FALL ARTS: Performing Arts Calendar

Suddenly, Last Summer

Oct. 5-20, Muse Arts Warehouse. The Collective Face returns with one of Tennessee Williams' most unusual and controversial plays, the story of a wealthy New Orleans woman, Violet Venable, whose relationship with her late son was slightly less than healthy. Into the mix comes Catharine, who had the last encounter with young Sebastian.

The Last Days of Judas Iscariot

Oct. 18-21, Mondanaro Theatre. SCAD's theater season opens with Stephen Adly Guirgis' dramatic imagining of a court case in which Judas is tried for his crime, with testimony from the likes of Pontius Pilate, Mother Theresa, Sigmund Freud and the ultimate bad guy, Satan himself.

The Weird

Oct. 18-21, Jenkins Hall Black Box. Robert Aguirre-Sacasa's Halloween anthology opens the Armstrong Atlantic State University Masquers series. Six short macabre plays narrated by one M.T. Grave. Need more? The titles include "Insect Love" and "The Ten-Minute Play About Rosemary's Baby."

The Rocky Horror Show

Oct. 19-21, Bay Street Theatre. Riff, Rocky, Eddie, Magenta, Columbia and the gang make their annual Bay Street appearance in the ultimate rock ‘n' roll Halloween musical. Damn it, Janet, let's do the time warp again.

Dracula: Ballet With a Bite

Oct. 20, Johnny Mercer Theatre. The're more to the Columbia City Ballet than The Nutcracker, as you'll see when our favorite professional South Carolina company returns with William Starrett's seductive salute to the Transylvanian tyrant and the mortals who foolishly enter his domain.

MacBeth

Nov. 1-11, Jenkins Hall mainstage. The AASU Masquers have another modernization of Shakespeare up their collective thespian sleeves, as classic tragedy meet the Rat Pack. It's set in Vegas in the ‘60s: "A ring-a-ding interpretation of Macbeth's bloody ascent to the landmark Copa Room throne."

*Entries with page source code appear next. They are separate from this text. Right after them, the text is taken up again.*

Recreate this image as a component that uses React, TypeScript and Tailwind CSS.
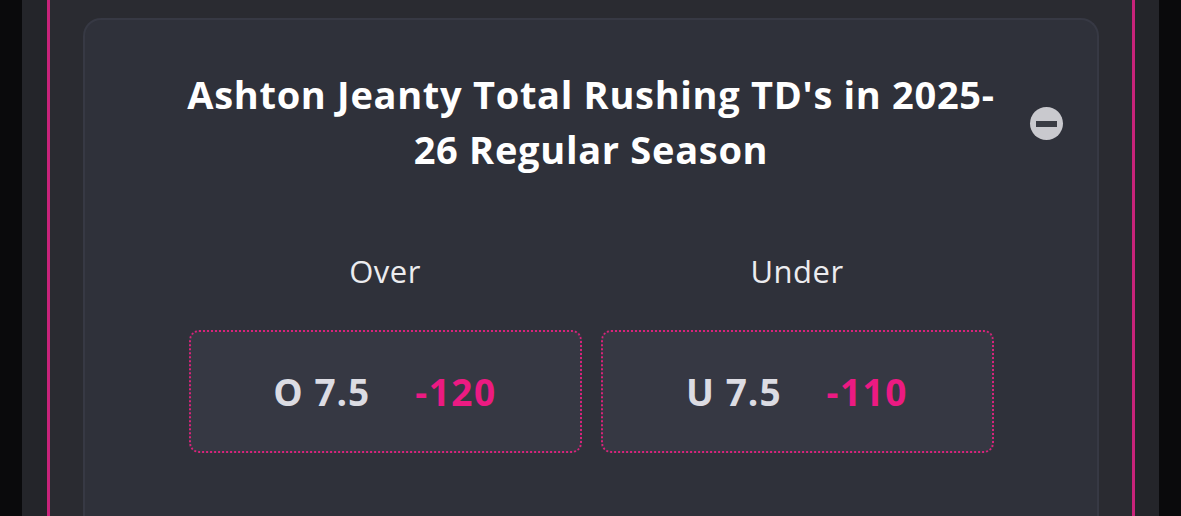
import React from "react";

const font = { fontFamily: "'Open Sans', Lato, sans-serif" };

function Bet({ side, line, odds }: { side: string; line: string; odds: string }) {
  return (
    <div className="flex h-[123px] w-[393px] items-center justify-center gap-[45px] rounded-[10px] border-2 border-dotted border-[#d8237a] bg-[#363843]">
      <span className="text-[37px] font-bold tracking-[1px] text-[#dcdce3]">
        {side} {line}
      </span>
      <span className="text-[37px] font-bold tracking-[1.5px] text-[#ec1a82]">{odds}</span>
    </div>
  );
}

export default function App() {
  return (
    <div className="flex h-[516px] w-[1181px] overflow-hidden bg-[#0a0a0c]" style={font}>
      <div className="w-[22px] bg-[#0a0a0c]" />
      <div className="w-[25px] bg-[#24252a]" />
      <div className="w-[3px] bg-[#c8237a]" />
      <div className="flex flex-1 flex-col bg-[#2a2b31] px-[33px] pt-[18px]">
        <div className="relative flex-1 rounded-t-[18px] border-2 border-b-0 border-[#373944] bg-[#2f313a]">
          <div className="absolute right-[34px] top-[87px] flex h-[33px] w-[33px] items-center justify-center rounded-full bg-[#c9c9ce]">
            <div className="h-[6px] w-[21px] bg-[#3a3c44]" />
          </div>
          <h1 className="pt-[47px] text-center text-[38px] font-bold leading-[55px] tracking-[0.7px] text-white">
            Ashton Jeanty Total Rushing TD's in 2025-
            <br />
            26 Regular Season
          </h1>
          <div className="mt-[74px] flex justify-center gap-[19px]">
            <div className="flex w-[393px] flex-col items-center">
              <div className="text-[31px] leading-[40px] tracking-[0.5px] text-[#ececef]">Over</div>
              <div className="mt-[39px]">
                <Bet side="O" line="7.5" odds="-120" />
              </div>
            </div>
            <div className="flex w-[393px] flex-col items-center">
              <div className="text-[31px] leading-[40px] tracking-[0.5px] text-[#ececef]">Under</div>
              <div className="mt-[39px]">
                <Bet side="U" line="7.5" odds="-110" />
              </div>
            </div>
          </div>
        </div>
      </div>
      <div className="w-[3px] bg-[#c8237a]" />
      <div className="w-[24px] bg-[#24252a]" />
      <div className="w-[22px] bg-[#0a0a0c]" />
    </div>
  );
}
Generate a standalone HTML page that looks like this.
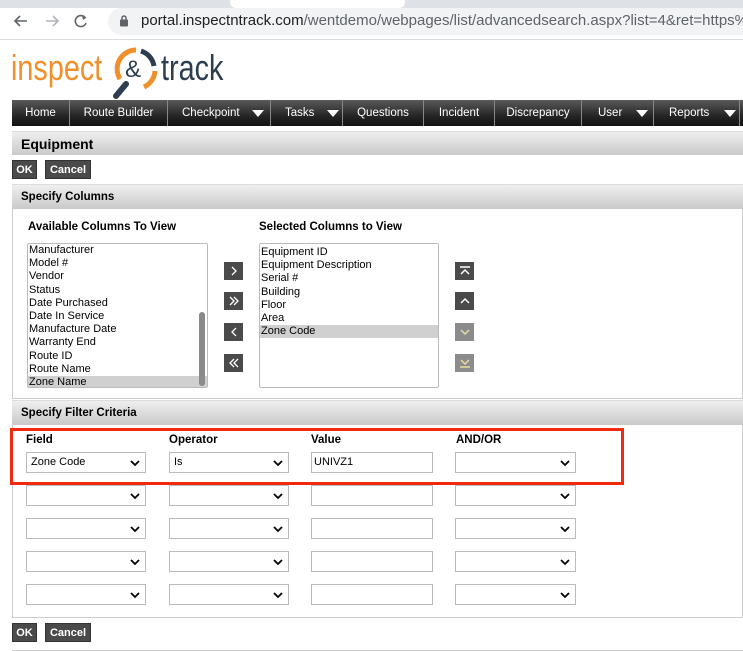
<!DOCTYPE html>
<html><head><meta charset="utf-8"><style>
*{margin:0;padding:0;box-sizing:border-box}
body{width:743px;height:651px;overflow:hidden;background:#fff;font-family:"Liberation Sans",sans-serif;font-size:11px;color:#000;position:relative}
.a{position:absolute}
.nav{top:100px;left:12px;width:731px;height:26px;background:linear-gradient(#5a5a5a,#262626 60%,#111)}
.ni{position:absolute;top:0;height:26px;line-height:26px;color:#fff;font-size:11.5px;border-right:1px solid #888;padding-left:0;text-align:center}
.tri{display:inline-block;width:0;height:0;border-left:6px solid transparent;border-right:6px solid transparent;border-top:7px solid #fff;position:absolute;top:10px}
.hdr{left:12px;width:731px;background:linear-gradient(#efefef,#c9c9c9);border-top:1px solid #ddd}
.hdr b{position:absolute;left:9px}
.btn{background:#4a4a4a;color:#fff;font-weight:bold;font-size:11px;height:19px;line-height:19px;text-align:center;border:1px solid #333}
.list{background:#fff;border:1px solid #bbb;border-radius:2px;font-size:11px;line-height:13.2px;padding-top:0}
.list div{padding-left:1px}
.sel{background:#d0d0d0}
.ab{width:19px;height:18px;background:#4a4a4a;color:#fff;text-align:center;line-height:17px;font-size:16px}
.ab.l{background:#8c8c8c;color:#e8dca0}
.ab svg{margin-top:3px}
.dd{height:21px;border:1px solid #bbb;background:#fff;font-size:11px;line-height:19px;padding-left:4px}
.dd svg{position:absolute;right:5px;top:6px}
.lbl{font-weight:bold;font-size:11.5px}
</style></head><body>
<div class="a" style="left:0;top:0;width:743px;height:8px;background:#dee1e6"></div>
<div class="a" style="left:230px;top:0;width:175px;height:8px;background:#fff;border-radius:0 0 6px 6px"></div>
<div class="a" style="left:0;top:39px;width:743px;height:1px;background:#dadce0"></div>
<svg class="a" style="left:12px;top:13px" width="80" height="16" viewBox="0 0 80 16"><path d="M15 8H3M8 3L3 8l5 5" stroke="#5f6368" stroke-width="1.6" fill="none"/><path d="M34 8h12M41 3l5 5-5 5" stroke="#b0b3b8" stroke-width="1.6" fill="none"/><path d="M73 4.5A5.5 5.5 0 1 0 74 10" stroke="#5f6368" stroke-width="1.6" fill="none"/><path d="M70 2l4.5 2.5L71 7" fill="#5f6368"/></svg>
<div class="a" style="left:108px;top:8px;width:660px;height:27px;background:#f1f3f4;border-radius:14px"></div>
<svg class="a" style="left:119px;top:14px" width="10" height="13"><rect x="1" y="5.5" width="8" height="7" rx="1" fill="#5f6368"/><path d="M3 6V4a2 2 0 0 1 4 0v2" stroke="#5f6368" stroke-width="1.5" fill="none"/></svg>
<div class="a" style="left:141px;top:11px;font-size:15px;line-height:20px;color:#202124;white-space:nowrap">portal.inspectntrack.com<span style="color:#5f6368">/wentdemo/webpages/list/advancedsearch.aspx?list=4&amp;ret=https%</span></div>
<div class="a" style="left:11px;top:48px;font-size:36px;color:#f0902a;line-height:40px;transform:scaleX(0.8);transform-origin:left">inspect</div>
<svg class="a" style="left:108px;top:44px" width="56" height="56" viewBox="0 0 56 56"><path d="M28 6A19 19 0 0 0 12 35" stroke="#f0902a" stroke-width="5" fill="none"/><path d="M33 7A19 19 0 0 1 46 22" stroke="#2d3e50" stroke-width="5" fill="none"/><path d="M47 27A19 19 0 0 1 36 43" stroke="#f0902a" stroke-width="5" fill="none"/><path d="M18 40L8 52" stroke="#2d3e50" stroke-width="6" stroke-linecap="round"/><text x="17" y="33" font-size="24" fill="#2d3e50" font-family="Liberation Sans">&amp;</text></svg>
<div class="a" style="left:161px;top:48px;font-size:36px;color:#2d3e50;line-height:40px;transform:scaleX(0.8);transform-origin:left">track</div>
<div class="a nav">
<div class="ni" style="left:0;width:58px">Home</div>
<div class="ni" style="left:58px;width:98px">Route Builder</div>
<div class="ni" style="left:156px;width:103px;text-align:left;padding-left:14px">Checkpoint<span class="tri" style="left:84px"></span></div>
<div class="ni" style="left:259px;width:72px;text-align:left;padding-left:14px">Tasks<span class="tri" style="left:56px"></span></div>
<div class="ni" style="left:331px;width:81px">Questions</div>
<div class="ni" style="left:412px;width:71px">Incident</div>
<div class="ni" style="left:483px;width:87px">Discrepancy</div>
<div class="ni" style="left:570px;width:72px;text-align:left;padding-left:16px">User<span class="tri" style="left:54px"></span></div>
<div class="ni" style="left:642px;width:86px;text-align:left;padding-left:15px">Reports<span class="tri" style="left:70px"></span></div>
</div>
<div class="a hdr" style="top:131px;height:24px"><b style="top:4px;font-size:14px">Equipment</b></div>
<div class="a btn" style="left:12px;top:160px;width:25px">OK</div>
<div class="a btn" style="left:45px;top:160px;width:46px">Cancel</div>
<div class="a" style="left:12px;top:184px;width:731px;height:215px;border:1px solid #ccc"></div>
<div class="a hdr" style="top:184px;height:25px"><b style="top:6px;font-size:11.5px">Specify Columns</b></div>
<div class="a lbl" style="left:28px;top:221px">Available Columns To View</div>
<div class="a lbl" style="left:259px;top:221px">Selected Columns to View</div>
<div class="a list" style="left:27px;top:243px;width:181px;height:145px;overflow:hidden">
<div>Manufacturer</div><div>Model #</div><div>Vendor</div><div>Status</div><div>Date Purchased</div><div>Date In Service</div><div>Manufacture Date</div><div>Warranty End</div><div>Route ID</div><div>Route Name</div><div class="sel">Zone Name</div>
<div class="a" style="left:171px;top:68px;width:6px;height:74px;background:#8a8a8a;border-radius:3px"></div>
</div>
<div class="a list" style="left:259px;top:243px;width:180px;height:145px">
<div style="margin-top:2px">Equipment ID</div><div>Equipment Description</div><div>Serial #</div><div>Building</div><div>Floor</div><div>Area</div><div class="sel">Zone Code</div>
</div>
<div class="a ab" style="left:224px;top:262px"><svg width="12" height="12" viewBox="0 0 12 12"><path d="M4 2l4 4-4 4" stroke="#fff" stroke-width="1.3" fill="none"/></svg></div>
<div class="a ab" style="left:224px;top:292px"><svg width="12" height="12" viewBox="0 0 12 12"><path d="M2 2l4 4-4 4M6 2l4 4-4 4" stroke="#fff" stroke-width="1.3" fill="none"/></svg></div>
<div class="a ab" style="left:224px;top:323px"><svg width="12" height="12" viewBox="0 0 12 12"><path d="M8 2L4 6l4 4" stroke="#fff" stroke-width="1.3" fill="none"/></svg></div>
<div class="a ab" style="left:224px;top:354px"><svg width="12" height="12" viewBox="0 0 12 12"><path d="M6 2L2 6l4 4M10 2L6 6l4 4" stroke="#fff" stroke-width="1.3" fill="none"/></svg></div>
<div class="a ab" style="left:455px;top:262px"><svg width="12" height="12" viewBox="0 0 12 12"><path d="M1 2h10M2 9l4-4 4 4" stroke="#fff" stroke-width="1.5" fill="none"/></svg></div>
<div class="a ab" style="left:455px;top:292px"><svg width="12" height="12" viewBox="0 0 12 12"><path d="M2 8l4-4 4 4" stroke="#fff" stroke-width="1.5" fill="none"/></svg></div>
<div class="a ab l" style="left:455px;top:323px"><svg width="12" height="12" viewBox="0 0 12 12"><path d="M2 4l4 4 4-4" stroke="#e8dca0" stroke-width="1.5" fill="none"/></svg></div>
<div class="a ab l" style="left:455px;top:354px"><svg width="12" height="12" viewBox="0 0 12 12"><path d="M2 3l4 4 4-4M1 10h10" stroke="#e8dca0" stroke-width="1.5" fill="none"/></svg></div>
<div class="a" style="left:12px;top:400px;width:731px;height:218px;border:1px solid #ccc"></div>
<div class="a hdr" style="top:400px;height:25px"><b style="top:6px;font-size:11.5px">Specify Filter Criteria</b></div>
<div class="a" style="left:10px;top:428px;width:614px;height:57px;border:3px solid #f02a0c"></div>
<div class="a lbl" style="left:26px;top:434px">Field</div>
<div class="a lbl" style="left:169px;top:434px">Operator</div>
<div class="a lbl" style="left:311px;top:434px">Value</div>
<div class="a lbl" style="left:456px;top:434px">AND/OR</div>
<div id="rows"></div>
<script>
var ys=[452,485,518,551,584],h='';
var ch='<svg width="10" height="8" viewBox="0 0 10 8"><path d="M1 2l4 4 4-4" stroke="#000" stroke-width="1.8" fill="none"/></svg>';
ys.forEach(function(y,i){
h+='<div class="a dd" style="left:26px;top:'+y+'px;width:120px">'+(i?'':'Zone Code')+ch+'</div>';
h+='<div class="a dd" style="left:169px;top:'+y+'px;width:120px">'+(i?'':'Is')+ch+'</div>';
h+='<div class="a dd" style="left:311px;top:'+y+'px;width:122px;padding-left:2px">'+(i?'':'UNIVZ1')+'</div>';
h+='<div class="a dd" style="left:455px;top:'+y+'px;width:121px">'+ch+'</div>';
});
document.getElementById('rows').innerHTML=h;
</script>
<div class="a btn" style="left:12px;top:623px;width:25px">OK</div>
<div class="a btn" style="left:45px;top:623px;width:46px">Cancel</div>
<div class="a" style="left:12px;top:650px;width:731px;height:1px;background:#ccc"></div>
</body></html>
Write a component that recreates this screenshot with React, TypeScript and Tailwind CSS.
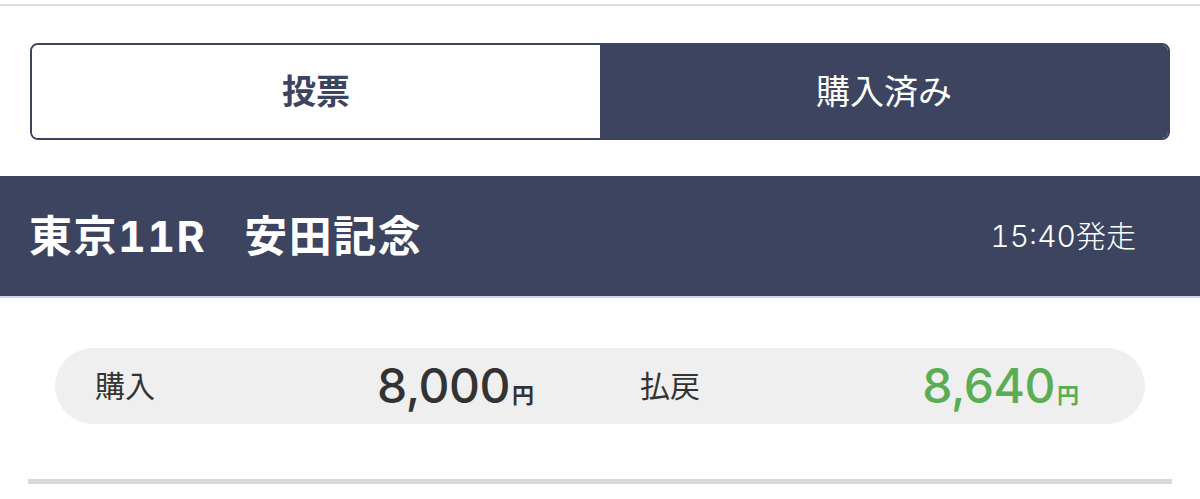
const font = "font-['Inter','Noto_Sans_CJK_JP',sans-serif]";

const Amount = ({ label, value, green }: { label: string; value: string; green?: boolean }) => (
  <div className="flex items-center justify-between pl-10 pr-[66px]">
    <span className="text-[30px] text-[#333333] font-normal leading-none">{label}</span>
    <span className={`flex items-baseline leading-none ${green ? "text-[#5aad55]" : "text-[#333333]"}`}>
      <span className="text-[48px] font-medium tracking-[-0.5px]">{value}</span>
      <span className="text-[22px] font-bold ml-[2px]">円</span>
    </span>
  </div>
);

export default function App() {
  return (
    <div className={`w-[1200px] h-[499px] bg-white overflow-hidden pt-1 ${font}`}>
      <div className="h-[2px] bg-[#dcdcdc]" />

      {/* tabs */}
      <div className="mt-[37px] mx-[30px] h-[97px] border-2 border-[#3c4460] rounded-lg overflow-hidden grid grid-cols-2">
        <div className="flex items-center justify-center bg-white text-[#3c4460] text-[34px] font-bold">
          投票
        </div>
        <div className="flex items-center justify-center bg-[#3c4460] text-white text-[34px] font-normal">
          購入済み
        </div>
      </div>

      {/* race header */}
      <div className="mt-[36px] h-[122px] bg-[#3c4460] border-b-2 border-[#d4d4e4] flex items-center justify-between pl-[29px] pr-[64px]">
        <h1 className="text-white text-[43px] font-bold tracking-[1.5px] tabular-nums">
          東京11R<span className="inline-block w-[38px]" />安田記念
        </h1>
        <span className="text-white text-[30px] font-light tabular-nums">15:40発走</span>
      </div>

      {/* purchase / payout */}
      <div className="mt-[50px] mx-[55px] h-[76px] rounded-full bg-[#efefef] grid grid-cols-2">
        <Amount label="購入" value="8,000" />
        <Amount label="払戻" value="8,640" green />
      </div>

      <div className="mt-[55px] mx-[28px] h-[5px] bg-[#d8d8d8]" />
    </div>
  );
}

44 Plays for 44 Presidents

Nov. 1-4, Mondanaro Theater. Using comedy, drama, dance and music, SCAD participates in the National Plays for Presidents Festival, the largest election-year theater project in American history. In other words, 44 Plays For 44 Presidents is being performed, at the same time, by theter groups all across the country. The fast-paced show is put on by five actors who interpret everyone from Grover Cleveland to Barack Obama in wildly-different sketches.

Madea Gets a Job

Nov. 4, Martin Luther King Arena. Tyler Perry, the ubiquitous playwrite, screenwriter and actor, returns to Savannah with two performances of his latest Madea play, in which the irascible grandmother goes to work in a nursing home. The cast also includes Patrice Lovely, Cheryl Pepsii Riley, Chandra Currelly, Tony Grant, Danny Clay and Melonie Daniels. There are two performances on this day.

God's Favorite

Nov. 9-18, Asbury United Methodist Church. Asbury Theatre brings us Neil Simon's 1974 re-imagining of the biblical story of Job, set in the Long Island mansion of tycoon Joe Benjamin. AASU's Pam Sears directs an eight-member cast.

The Nutcracker

Nov. 24, Johnny Mercer Theatre. Just like Rocky Horror, St. Patrick's Day and Paula Deen's butter, Columbia City Ballet's Nutcracker is something Savannah can depend on. It's a Christmas perennial the world over; the sound of Tchaikovsky's "Dance of the Sugar Plum Fairy" is synonymous with the holiday season. And oh, those dancing mice!

Dramarama

Nov. 27-Dec. 2, Jenkins Hall mainstage. Comic and dramatic songs, scenes, and one-act plays produced by the fall semester directing class at AASU.

Salome

Nov. 30-Dec. 9, Muse Arts Warehouse. A "parlor play freely adapted from Oscar Wilde's Salome." The Collective Face with a staged reading of Wilde's interpretation of the biblical story of the Dance of the Seven Veils and its unfortunate consequences for one John The Baptist.